Skip the pictures and extract all of the lines exactly as written.

■ ■ ■ ■

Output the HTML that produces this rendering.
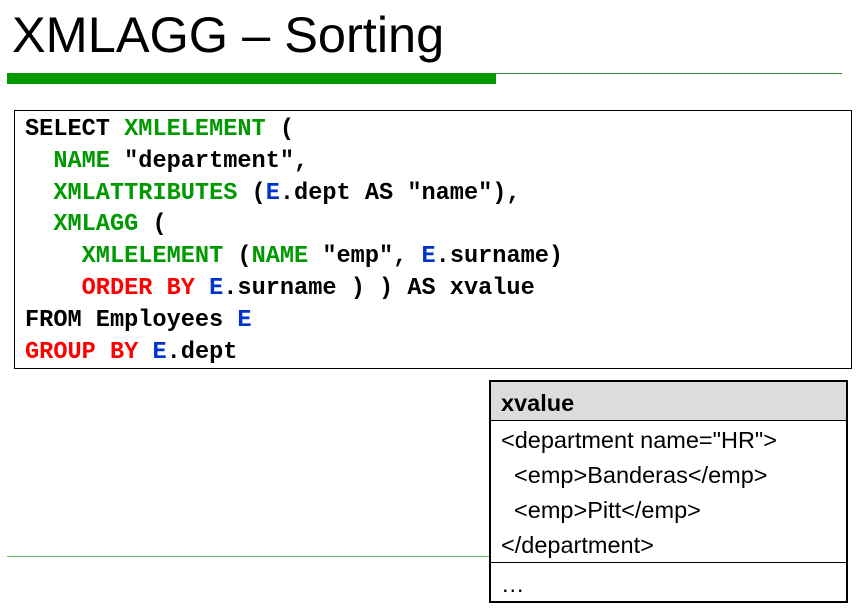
<!DOCTYPE html><html><head><style>
body{margin:0;width:866px;height:613px;background:#fff;position:relative;overflow:hidden;font-family:"Liberation Sans",sans-serif}
.t{position:absolute;left:12px;top:5px;font-size:50.5px;color:#000;white-space:nowrap}
.code{position:absolute;left:14px;top:110px;width:838px;height:259px;border:1px solid #000;box-sizing:border-box}
.code pre{margin:0;position:absolute;left:10px;top:3px;font-family:"Liberation Mono",monospace;font-weight:bold;font-size:23.6px;line-height:31.8px;color:#000}
.g{color:#009900}.r{color:#ff0000}.b{color:#0033cc}
.tb{position:absolute;left:489px;top:380px;width:359px;height:223px;border:2px solid #000;box-sizing:border-box;font-size:23.5px}
.tb div{padding-left:10px;box-sizing:border-box}
</style></head><body>
<div class="t">XMLAGG – Sorting</div>
<div style="position:absolute;left:7px;top:73px;width:489px;height:11px;background:#009900"></div>
<div style="position:absolute;left:496px;top:73px;width:346px;height:1px;background:#3a8a3a"></div>
<div style="position:absolute;left:7px;top:556px;width:483px;height:1px;background:#66bb66"></div>
<div class="code"><pre>SELECT <span class="g">XMLELEMENT</span> (
  <span class="g">NAME</span> "department",
  <span class="g">XMLATTRIBUTES</span> (<span class="b">E</span>.dept AS "name"),
  <span class="g">XMLAGG</span> (
    <span class="g">XMLELEMENT</span> (<span class="g">NAME</span> "emp", <span class="b">E</span>.surname)
    <span class="r">ORDER BY</span> <span class="b">E</span>.surname ) ) AS xvalue
FROM Employees <span class="b">E</span>
<span class="r">GROUP BY</span> <span class="b">E</span>.dept</pre></div>
<div class="tb">
<div style="height:39px;background:#dcdcdc;border-bottom:1px solid #000;font-weight:bold;line-height:42px">xvalue</div>
<div style="line-height:35px;height:142px;border-bottom:1px solid #000;padding-top:2px">&lt;department name="HR"&gt;<br>&nbsp;&nbsp;&lt;emp&gt;Banderas&lt;/emp&gt;<br>&nbsp;&nbsp;&lt;emp&gt;Pitt&lt;/emp&gt;<br>&lt;/department&gt;</div>
<div style="line-height:42px">…</div>
</div>
</body></html>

■ ■ ■ ■

EXERCISE RESPONSE:
Output the HTML that produces this rendering.
<!DOCTYPE html><html><head><style>
body{margin:0;width:866px;height:613px;background:#fff;position:relative;overflow:hidden;font-family:"Liberation Sans",sans-serif}
.t{position:absolute;left:12px;top:5px;font-size:50.5px;color:#000;white-space:nowrap}
.code{position:absolute;left:14px;top:110px;width:838px;height:259px;border:1px solid #000;box-sizing:border-box}
.code pre{margin:0;position:absolute;left:10px;top:3px;font-family:"Liberation Mono",monospace;font-weight:bold;font-size:23.6px;line-height:31.8px;color:#000}
.g{color:#009900}.r{color:#ff0000}.b{color:#0033cc}
.tb{position:absolute;left:489px;top:380px;width:359px;height:223px;border:2px solid #000;box-sizing:border-box;font-size:23.5px}
.tb div{padding-left:10px;box-sizing:border-box}
</style></head><body>
<div class="t">XMLAGG – Sorting</div>
<div style="position:absolute;left:7px;top:73px;width:489px;height:11px;background:#009900"></div>
<div style="position:absolute;left:496px;top:73px;width:346px;height:1px;background:#3a8a3a"></div>
<div style="position:absolute;left:7px;top:556px;width:483px;height:1px;background:#66bb66"></div>
<div class="code"><pre>SELECT <span class="g">XMLELEMENT</span> (
  <span class="g">NAME</span> "department",
  <span class="g">XMLATTRIBUTES</span> (<span class="b">E</span>.dept AS "name"),
  <span class="g">XMLAGG</span> (
    <span class="g">XMLELEMENT</span> (<span class="g">NAME</span> "emp", <span class="b">E</span>.surname)
    <span class="r">ORDER BY</span> <span class="b">E</span>.surname ) ) AS xvalue
FROM Employees <span class="b">E</span>
<span class="r">GROUP BY</span> <span class="b">E</span>.dept</pre></div>
<div class="tb">
<div style="height:39px;background:#dcdcdc;border-bottom:1px solid #000;font-weight:bold;line-height:42px">xvalue</div>
<div style="line-height:35px;height:142px;border-bottom:1px solid #000;padding-top:2px">&lt;department name="HR"&gt;<br>&nbsp;&nbsp;&lt;emp&gt;Banderas&lt;/emp&gt;<br>&nbsp;&nbsp;&lt;emp&gt;Pitt&lt;/emp&gt;<br>&lt;/department&gt;</div>
<div style="line-height:42px">…</div>
</div>
</body></html>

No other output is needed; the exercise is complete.